About Dreaming Awake

They say that there is a state known as lucid dreaming, whereby one realises one is dreaming without waking up. With this realisation comes power - the power to fly, to go anywhere in an instant, to have revenge on your enemies or to become a great hero. And all this within your dream, where mere thought directs your experience. Anything you believe you can do, you can do.

We'd use that state for personal gratification, wouldn't we? After all, dreams aren't real, and your dreams are private things that only you experience, so why not? What's the harm?

But what if they're not just your dreams? What if they're everyone's dreams - billions of dream-worlds, combined into one?

And what if those dream-people, when they went to sleep, dreamed of us?

Of course, you're the real person, right? You know the difference between dreaming and being awake. Do they?

Is the real you, the product of nature and nurture, of society's expectations and the limits of your species, truly the real you? Is the dream-you, your self-image, unconstrained by the cage of society and biology, perhaps more true, more real?

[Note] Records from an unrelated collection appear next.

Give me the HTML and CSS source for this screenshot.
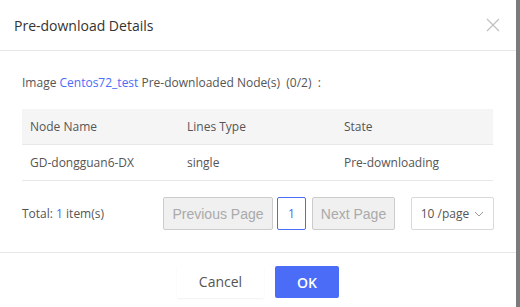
FILE: index.html
```html
<!DOCTYPE html>
<html lang="en">
<head>
    <meta charset="UTF-8">
    <meta name="viewport" content="width=device-width, initial-scale=1.0">
    <title>Pre-download Details</title>
    <link rel="stylesheet" href="styles.css">
</head>
<body>
    <div class="dialog">
        <!-- Header -->
        <div class="dialog-header">
            <span class="dialog-title">Pre-download Details</span>
            <span class="dialog-close">
                <svg width="14" height="14" viewBox="0 0 14 14">
                    <path d="M1 1 L13 13 M13 1 L1 13" stroke="#c0c0c0" stroke-width="1.2" fill="none"/>
                </svg>
            </span>
        </div>

        <!-- Content -->
        <div class="dialog-body">
            <div class="summary">
                Image <a class="link">Centos72_test</a> Pre-downloaded Node(s) &nbsp;(0/2) &nbsp;:
            </div>

            <table class="node-table">
                <thead>
                    <tr>
                        <th>Node Name</th>
                        <th>Lines Type</th>
                        <th>State</th>
                    </tr>
                </thead>
                <tbody>
                    <tr>
                        <td>GD-dongguan6-DX</td>
                        <td>single</td>
                        <td>Pre-downloading</td>
                    </tr>
                </tbody>
            </table>

            <div class="pager">
                <div class="pager-total">Total: <span class="link">1</span> item(s)</div>
                <div class="pager-controls">
                    <button class="page-btn page-prev" disabled>Previous Page</button>
                    <span class="page-num">1</span>
                    <button class="page-btn page-next" disabled>Next Page</button>
                    <span class="page-size">10 /page
                        <svg width="10" height="6" viewBox="0 0 10 6">
                            <path d="M1 1 L5 5 L9 1" stroke="#999" stroke-width="1" fill="none"/>
                        </svg>
                    </span>
                </div>
            </div>
        </div>

        <!-- Footer -->
        <div class="dialog-footer">
            <button class="btn btn-cancel">Cancel</button>
            <button class="btn btn-ok">OK</button>
        </div>
    </div>
</body>
</html>
```

FILE: styles.css
```css
/* General Styling */
body {
    margin: 0;
    padding: 0;
    background: #7b7b7b;
    font-family: 'Open Sans', 'Noto Sans', sans-serif;
    color: #555;
    font-size: 12px;
}

/* Dialog Card */
.dialog {
    width: 516px;
    height: 307px;
    background: white;
}

/* Header */
.dialog-header {
    height: 50px;
    border-bottom: 1px solid #e8e8e8;
    display: flex;
    align-items: center;
    justify-content: space-between;
    padding: 0 16px 0 14px;
}

.dialog-title {
    font-size: 14px;
    font-weight: 500;
    color: #333;
}

.dialog-close {
    display: flex;
}

/* Body */
.dialog-body {
    padding: 22px 23px 0 22px;
}

.summary {
    height: 20px;
    line-height: 20px;
    color: #555;
}

.link {
    color: #4a6cf7;
}

/* Table */
.node-table {
    width: 100%;
    margin-top: 16px;
    border-collapse: collapse;
    table-layout: fixed;
}

.node-table th,
.node-table td {
    text-align: left;
    font-weight: normal;
    padding: 0 8px;
    height: 35px;
    border-bottom: 1px solid #e8e8e8;
    color: #555;
}

.node-table th {
    background: #f5f5f5;
}

/* Pagination */
.pager {
    margin-top: 16px;
    margin-right: -1px;
    display: flex;
    align-items: center;
    justify-content: space-between;
    height: 33px;
}

.pager-controls {
    display: flex;
    align-items: center;
}

.page-btn {
    font-family: 'Liberation Sans', Arial, sans-serif;
    font-size: 14px;
    color: #aaa;
    background: #f0f0f0;
    border: 1px solid #ccc;
    border-radius: 2px;
    height: 33px;
    padding: 0;
}

.page-prev {
    width: 110px;
}

.page-next {
    width: 83px;
}

.page-num {
    width: 27px;
    height: 31px;
    border: 1px solid #4a6cf7;
    border-radius: 2px;
    color: #4a6cf7;
    display: flex;
    align-items: center;
    justify-content: center;
    margin: 0 6px 0 4px;
}

.page-size {
    margin-left: 16px;
    width: 81px;
    height: 31px;
    border: 1px solid #d9d9d9;
    border-radius: 2px;
    display: flex;
    align-items: center;
    justify-content: center;
    gap: 5px;
    color: #555;
}

/* Footer */
.dialog-footer {
    margin-top: 22px;
    border-top: 1px solid #e8e8e8;
    display: flex;
    justify-content: center;
    gap: 11px;
    padding-top: 12px;
}

.btn {
    font-family: 'Open Sans', 'Noto Sans', sans-serif;
    font-size: 14px;
    border: none;
    border-radius: 2px;
    height: 33px;
}

.btn-cancel {
    width: 87px;
    background: white;
    color: #555;
    box-shadow: 0 1px 2px rgba(0, 0, 0, 0.06);
}

.btn-ok {
    width: 64px;
    background: #4a6cf7;
    color: white;
    font-weight: 600;
    margin-top: 1px;
    height: 32px;
}
```
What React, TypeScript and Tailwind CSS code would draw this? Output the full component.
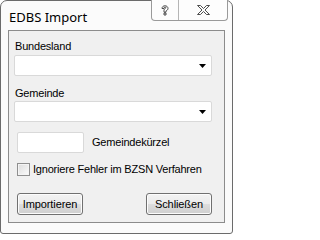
import React from 'react';

const sys = { fontFamily: '"Liberation Sans", Arial, sans-serif' };

function Combo() {
  return (
    <div className="ml-[5px] w-[198px] h-[21px] border border-[#d9d9d9] bg-white rounded-[2px] flex items-center justify-end pr-[5px]">
      <svg width="7" height="4" viewBox="0 0 7 4">
        <path d="M0 0h7L3.5 4z" fill="#000" />
      </svg>
    </div>
  );
}

function WinButton({ label }: { label: string }) {
  return (
    <button
      className="h-[22px] w-[66px] rounded-[3px] border border-[#707070] text-[11px] leading-[14px] tracking-[-0.1px] text-black bg-[linear-gradient(#f2f2f2_0%,#ebebeb_50%,#dddddd_50%,#cfcfcf_100%)] shadow-[inset_0_0_0_1px_#fcfcfc] whitespace-nowrap"
      style={sys}
    >
      {label}
    </button>
  );
}

export default function App() {
  return (
    <div className="w-[233px] h-[234px] border border-[#6b6b6b] rounded-t-[7px] rounded-b-[3px] bg-[#fbfbfb] flex flex-col px-[7px] pb-[10px]">
      {/* Title bar */}
      <div className="h-[29px] flex items-start relative">
        <span className="mt-[9px] ml-[1px] text-[13px] leading-[14px] text-black whitespace-nowrap" style={{ fontFamily: '"Noto Sans", "Open Sans", sans-serif' }}>
          EDBS Import
        </span>
        <div className="absolute right-[-3px] top-[-1px] flex h-[21px] border border-t-0 border-[#9a9a9a] rounded-b-[4px] bg-[#fdfdfd]">
          <div className="w-[27px] flex items-center justify-center border-r border-[#b5b5b5]">
            <svg width="8" height="11" viewBox="0 0 8 11">
              <path d="M1 3.5C1 1.8 2.3 0.8 4 0.8s3 1 3 2.6c0 1.4-1 1.9-2 2.5v1.3H3V5.2c0-1 .9-1.5 1.6-2 .4-.3.4-1.1-.6-1.1-.7 0-1 .5-1 1.4z M3 8h2v2H3z" fill="none" stroke="#3a3a3a" strokeWidth="0.9" />
            </svg>
          </div>
          <div className="w-[48px] flex items-center justify-center">
            <svg width="13" height="10" viewBox="0 0 13 10">
              <path d="M0.5 0.5h3l3 3 3-3h3l-4.5 4.5 4.5 4.5h-3l-3-3-3 3h-3L5 5z" fill="none" stroke="#3a3a3a" strokeWidth="0.9" strokeLinejoin="round" />
            </svg>
          </div>
        </div>
      </div>

      {/* Client area */}
      <div className="flex-1 border border-[#8c8c8c] bg-[#f0f0f0] flex flex-col text-[11px] tracking-[-0.2px] text-black whitespace-nowrap" style={sys}>
        <div className="mt-[9px] ml-[6px] leading-[13px]">Bundesland</div>
        <div className="mt-[2px]"><Combo /></div>
        <div className="mt-[11px] ml-[6px] leading-[13px]">Gemeinde</div>
        <div className="mt-[1px]"><Combo /></div>
        <div className="mt-[10px] ml-[8px] flex items-center">
          <div className="w-[67px] h-[21px] bg-white border border-[#d9d9d9] rounded-[2px]" />
          <span className="ml-[8px] leading-[13px]">Gemeindekürzel</span>
        </div>
        <label className="mt-[10px] ml-[8px] flex items-center h-[13px]">
          <span className="w-[13px] h-[13px] border border-[#8f8f8f] bg-[linear-gradient(135deg,#dcdcdc,#fbfbfb)] shadow-[inset_0_0_0_1px_#f4f4f4] shrink-0" />
          <span className="ml-[3px] leading-[13px]">Ignoriere Fehler im BZSN Verfahren</span>
        </label>
        <div className="mt-[17px] flex justify-between pl-[8px] pr-[12px]">
          <WinButton label="Importieren" />
          <WinButton label="Schließen" />
        </div>
      </div>
    </div>
  );
}
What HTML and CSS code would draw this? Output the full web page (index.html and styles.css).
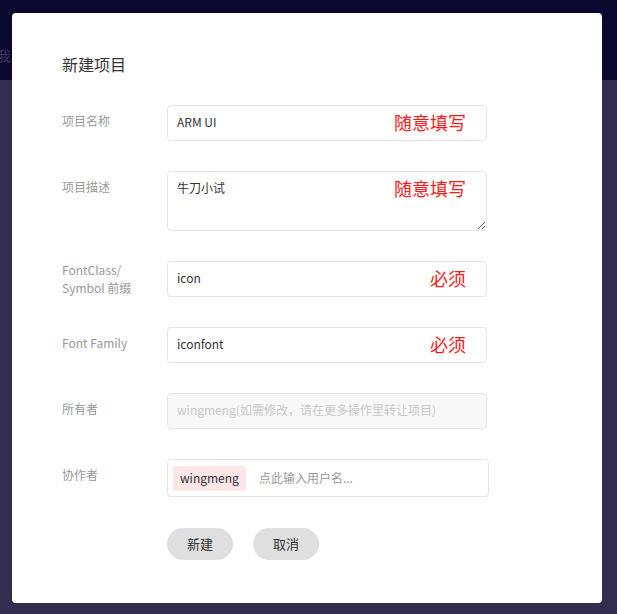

What would be the result if, rather than mere idle speculation, this debate became a matter of life and death for two parallel sets of human beings? Two worlds, so different and yet so dependent on each other, are on a collision course.

Why? And how is that even possible?

Who are we, what are we? What do we want, and what do we fear? And what is truly real?

This is Dreaming Awake. It is in equal parts epic fantasy, psychological horror and philosophical treatise. And it might even get written sometime in the next few decades.